> _PROBLEM REQUIREMENTS_
Copy everything in the data below exactly except the pictures.

### DATA SEGMENT ###

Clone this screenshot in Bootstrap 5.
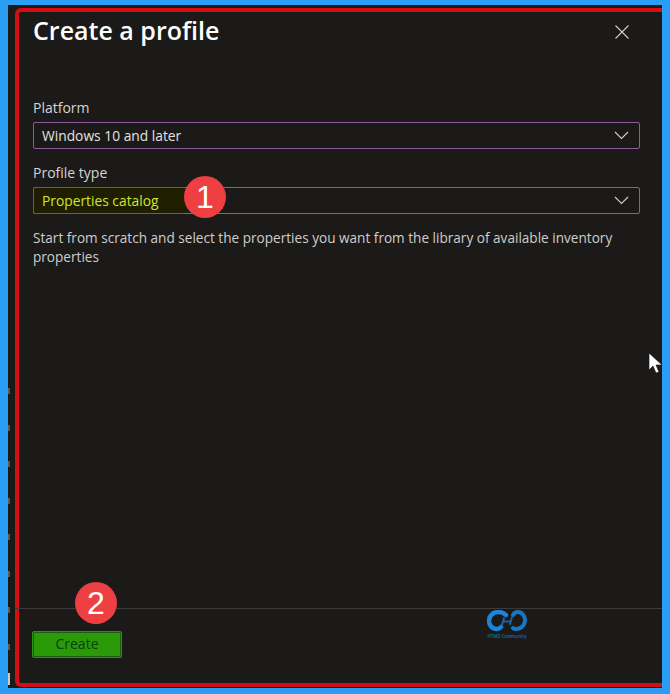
<!doctype html>
<html lang="en">
<head>
  <meta charset="utf-8">
  <meta name="viewport" content="width=device-width, initial-scale=1">
  <title>Create a profile</title>
  <link href="https://cdn.jsdelivr.net/npm/bootstrap@5.3.0/dist/css/bootstrap.min.css" rel="stylesheet">
  <style>
    html, body { height: 100%; }
    body { background: #2a9ef5; font-family: "Open Sans", "Liberation Sans", sans-serif; overflow: hidden; }
    .shot { position: relative; height: 694px; padding: 5px 8px 6px 8px; }
    .blade { height: 100%; background: #1b1a19; padding: 3px 0 1px 7px; }
    .frame { position: relative; height: 100%; border: solid #d20f14; border-width: 4px 0 4px 4px; border-top-left-radius: 6px; border-bottom-left-radius: 6px; color: #e4e2e0; }
    .blade-title { font-size: 25px; font-weight: 600; line-height: 34px; color: #fff; margin: 0; padding: 1px 0 0 14px; }
    .closer { background: none; border: 0; padding: 0; margin: 13px 33px 0 0; color: #d0cecc; line-height: 0; }
    .blade-body { padding: 0 22px 0 14px; }
    .top-gap { height: 51px; }
    .fld-label { font-size: 14px; line-height: 20px; color: #d6d4d2; margin: 0 0 4px; }
    .fld-box { height: 27px; margin-bottom: 14px; border: 1px solid #8e5aa0; border-radius: 2px; font-size: 13.8px; line-height: 25px; color: #e4e2e0; background: #1b1a19; }
    .fld-text { padding-left: 8px; }
    .fld-mark { margin: -1px 0 -1px -1px; padding: 0 0 0 8px; width: 152px; height: 27px; background: #201e00; border: 1px solid #8a5a1c; border-right: 0; border-radius: 2px 0 0 2px; color: #cfe52c; }
    .fld-chev { margin-right: 10px; line-height: 0; color: #d0cecc; }
    .fld-hint { font-size: 13.6px; line-height: 19px; color: #cfcdcb; margin: 0; }
    .blade-foot { position: absolute; left: -4px; right: 0; top: 596px; border-top: 1px solid #3b3a39; padding: 22px 0 0 17px; }
    .btn-make { width: 90px; height: 27px; padding: 0 0 2px; font-size: 14px; line-height: 21px; color: #0b3f0a; background: #2b9a08; border: 1px solid #2f8f14; box-shadow: inset 0 0 0 1px #1b5f0c; border-radius: 2px; }
    .btn-make:hover { color: #0b3f0a; background: #2b9a08; border-color: #2f8f14; }
    .step-dot { position: absolute; width: 42px; height: 42px; border-radius: 50%; background: #ee3f42; color: #fff; font-family: "Liberation Sans", sans-serif; font-size: 32px; line-height: 42px; text-align: center; }
    .step-one { left: 165px; top: 164px; }
    .step-two { left: 56px; top: 570px; }
    .logo-mark { position: absolute; left: 463px; top: 598px; width: 50px; text-align: center; line-height: 0; }
    .logo-text { margin-top: 1px; font-size: 4.3px; line-height: 6px; font-weight: 700; color: #1a5f98; white-space: nowrap; }
    .arrow-cur { position: absolute; left: 648px; top: 352px; line-height: 0; }
    .edge-ticks { position: absolute; left: 8px; top: 388px; display: flex; flex-direction: column; gap: 30.500px; }
    .edge-ticks i { display: block; width: 2px; height: 6px; background: #565a5e; }
    .edge-blip { position: absolute; left: 8px; top: 673px; width: 2px; height: 12px; background: #c8cacc; }
  </style>
</head>
<body>
  <div class="shot">
    <div class="blade">
      <div class="frame d-flex flex-column">
        <!-- header -->
        <div class="d-flex justify-content-between align-items-start">
          <h1 class="blade-title">Create a profile</h1>
          <button type="button" class="closer" aria-label="Close">
            <svg width="14" height="14" viewBox="0 0 14 14" fill="none" stroke="currentColor" stroke-width="1.1"><path d="M.5.5l13 13M13.500.5l-13 13"/></svg>
          </button>
        </div>

        <!-- form -->
        <div class="blade-body">
          <div class="top-gap"></div>
          <p class="fld-label">Platform</p>
          <div class="fld-box d-flex justify-content-between align-items-center">
            <span class="fld-text">Windows 10 and later</span>
            <span class="fld-chev"><svg width="15" height="9" viewBox="0 0 15 9" fill="none" stroke="currentColor" stroke-width="1.1"><path d="M1 1l6.500 6.500L14 1"/></svg></span>
          </div>
          <p class="fld-label">Profile type</p>
          <div class="fld-box d-flex justify-content-between align-items-center">
            <span class="fld-mark">Properties catalog</span>
            <span class="fld-chev"><svg width="15" height="9" viewBox="0 0 15 9" fill="none" stroke="currentColor" stroke-width="1.1"><path d="M1 1l6.500 6.500L14 1"/></svg></span>
          </div>
          <p class="fld-hint">Start from scratch and select the properties you want from the library of available inventory properties</p>
        </div>

        <!-- footer -->
        <div class="blade-foot">
          <button type="button" class="btn btn-make">Create</button>
        </div>

        <div class="step-dot step-one">1</div>
        <div class="step-dot step-two">2</div>

        <div class="logo-mark">
          <svg width="40" height="22" viewBox="0 0 40 22" fill="none" stroke-linecap="round">
            <path d="M19 5C17 3 14 2 11 2 6 2 2 6 2 11c0 4 3 8 8 8 2 0 3-1 4-2" stroke="#1c84d8" stroke-width="4.500"/>
            <path d="M26 5c1-2 3-3 5-3 4 0 7 4 7 8 0 5-4 9-9 9-1 0-2 0-3-1" stroke="#1877c4" stroke-width="4"/>
            <path d="M17 8l-2 7M25 7l-2 7M16 11.500h8" stroke="#1a62a0" stroke-width="2"/>
          </svg>
          <div class="logo-text">HTMD Community</div>
        </div>
      </div>
    </div>

    <div class="edge-ticks"><i></i><i></i><i></i><i></i><i></i><i></i><i></i><i></i></div>
    <div class="edge-blip"></div>

    <div class="arrow-cur">
      <svg width="15" height="22" viewBox="0 0 15 22"><path d="M1 1v17l4-4 3 7 3-1-3-7h6z" fill="#fff" stroke="#111" stroke-width=".6"/></svg>
    </div>
  </div>

  <script src="https://cdn.jsdelivr.net/npm/bootstrap@5.3.0/dist/js/bootstrap.bundle.min.js"></script>
</body>
</html>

###

> _RESPONSE TO THIS TASK_
Clone this screenshot in Bootstrap 5.
<!doctype html>
<html lang="en">
<head>
  <meta charset="utf-8">
  <meta name="viewport" content="width=device-width, initial-scale=1">
  <title>Create a profile</title>
  <link href="https://cdn.jsdelivr.net/npm/bootstrap@5.3.0/dist/css/bootstrap.min.css" rel="stylesheet">
  <style>
    html, body { height: 100%; }
    body { background: #2a9ef5; font-family: "Open Sans", "Liberation Sans", sans-serif; overflow: hidden; }
    .shot { position: relative; height: 694px; padding: 5px 8px 6px 8px; }
    .blade { height: 100%; background: #1b1a19; padding: 3px 0 1px 7px; }
    .frame { position: relative; height: 100%; border: solid #d20f14; border-width: 4px 0 4px 4px; border-top-left-radius: 6px; border-bottom-left-radius: 6px; color: #e4e2e0; }
    .blade-title { font-size: 25px; font-weight: 600; line-height: 34px; color: #fff; margin: 0; padding: 1px 0 0 14px; }
    .closer { background: none; border: 0; padding: 0; margin: 13px 33px 0 0; color: #d0cecc; line-height: 0; }
    .blade-body { padding: 0 22px 0 14px; }
    .top-gap { height: 51px; }
    .fld-label { font-size: 14px; line-height: 20px; color: #d6d4d2; margin: 0 0 4px; }
    .fld-box { height: 27px; margin-bottom: 14px; border: 1px solid #8e5aa0; border-radius: 2px; font-size: 13.8px; line-height: 25px; color: #e4e2e0; background: #1b1a19; }
    .fld-text { padding-left: 8px; }
    .fld-mark { margin: -1px 0 -1px -1px; padding: 0 0 0 8px; width: 152px; height: 27px; background: #201e00; border: 1px solid #8a5a1c; border-right: 0; border-radius: 2px 0 0 2px; color: #cfe52c; }
    .fld-chev { margin-right: 10px; line-height: 0; color: #d0cecc; }
    .fld-hint { font-size: 13.6px; line-height: 19px; color: #cfcdcb; margin: 0; }
    .blade-foot { position: absolute; left: -4px; right: 0; top: 596px; border-top: 1px solid #3b3a39; padding: 22px 0 0 17px; }
    .btn-make { width: 90px; height: 27px; padding: 0 0 2px; font-size: 14px; line-height: 21px; color: #0b3f0a; background: #2b9a08; border: 1px solid #2f8f14; box-shadow: inset 0 0 0 1px #1b5f0c; border-radius: 2px; }
    .btn-make:hover { color: #0b3f0a; background: #2b9a08; border-color: #2f8f14; }
    .step-dot { position: absolute; width: 42px; height: 42px; border-radius: 50%; background: #ee3f42; color: #fff; font-family: "Liberation Sans", sans-serif; font-size: 32px; line-height: 42px; text-align: center; }
    .step-one { left: 165px; top: 164px; }
    .step-two { left: 56px; top: 570px; }
    .logo-mark { position: absolute; left: 463px; top: 598px; width: 50px; text-align: center; line-height: 0; }
    .logo-text { margin-top: 1px; font-size: 4.3px; line-height: 6px; font-weight: 700; color: #1a5f98; white-space: nowrap; }
    .arrow-cur { position: absolute; left: 648px; top: 352px; line-height: 0; }
    .edge-ticks { position: absolute; left: 8px; top: 388px; display: flex; flex-direction: column; gap: 30.500px; }
    .edge-ticks i { display: block; width: 2px; height: 6px; background: #565a5e; }
    .edge-blip { position: absolute; left: 8px; top: 673px; width: 2px; height: 12px; background: #c8cacc; }
  </style>
</head>
<body>
  <div class="shot">
    <div class="blade">
      <div class="frame d-flex flex-column">
        <!-- header -->
        <div class="d-flex justify-content-between align-items-start">
          <h1 class="blade-title">Create a profile</h1>
          <button type="button" class="closer" aria-label="Close">
            <svg width="14" height="14" viewBox="0 0 14 14" fill="none" stroke="currentColor" stroke-width="1.1"><path d="M.5.5l13 13M13.500.5l-13 13"/></svg>
          </button>
        </div>

        <!-- form -->
        <div class="blade-body">
          <div class="top-gap"></div>
          <p class="fld-label">Platform</p>
          <div class="fld-box d-flex justify-content-between align-items-center">
            <span class="fld-text">Windows 10 and later</span>
            <span class="fld-chev"><svg width="15" height="9" viewBox="0 0 15 9" fill="none" stroke="currentColor" stroke-width="1.1"><path d="M1 1l6.500 6.500L14 1"/></svg></span>
          </div>
          <p class="fld-label">Profile type</p>
          <div class="fld-box d-flex justify-content-between align-items-center">
            <span class="fld-mark">Properties catalog</span>
            <span class="fld-chev"><svg width="15" height="9" viewBox="0 0 15 9" fill="none" stroke="currentColor" stroke-width="1.1"><path d="M1 1l6.500 6.500L14 1"/></svg></span>
          </div>
          <p class="fld-hint">Start from scratch and select the properties you want from the library of available inventory properties</p>
        </div>

        <!-- footer -->
        <div class="blade-foot">
          <button type="button" class="btn btn-make">Create</button>
        </div>

        <div class="step-dot step-one">1</div>
        <div class="step-dot step-two">2</div>

        <div class="logo-mark">
          <svg width="40" height="22" viewBox="0 0 40 22" fill="none" stroke-linecap="round">
            <path d="M19 5C17 3 14 2 11 2 6 2 2 6 2 11c0 4 3 8 8 8 2 0 3-1 4-2" stroke="#1c84d8" stroke-width="4.500"/>
            <path d="M26 5c1-2 3-3 5-3 4 0 7 4 7 8 0 5-4 9-9 9-1 0-2 0-3-1" stroke="#1877c4" stroke-width="4"/>
            <path d="M17 8l-2 7M25 7l-2 7M16 11.500h8" stroke="#1a62a0" stroke-width="2"/>
          </svg>
          <div class="logo-text">HTMD Community</div>
        </div>
      </div>
    </div>

    <div class="edge-ticks"><i></i><i></i><i></i><i></i><i></i><i></i><i></i><i></i></div>
    <div class="edge-blip"></div>

    <div class="arrow-cur">
      <svg width="15" height="22" viewBox="0 0 15 22"><path d="M1 1v17l4-4 3 7 3-1-3-7h6z" fill="#fff" stroke="#111" stroke-width=".6"/></svg>
    </div>
  </div>

  <script src="https://cdn.jsdelivr.net/npm/bootstrap@5.3.0/dist/js/bootstrap.bundle.min.js"></script>
</body>
</html>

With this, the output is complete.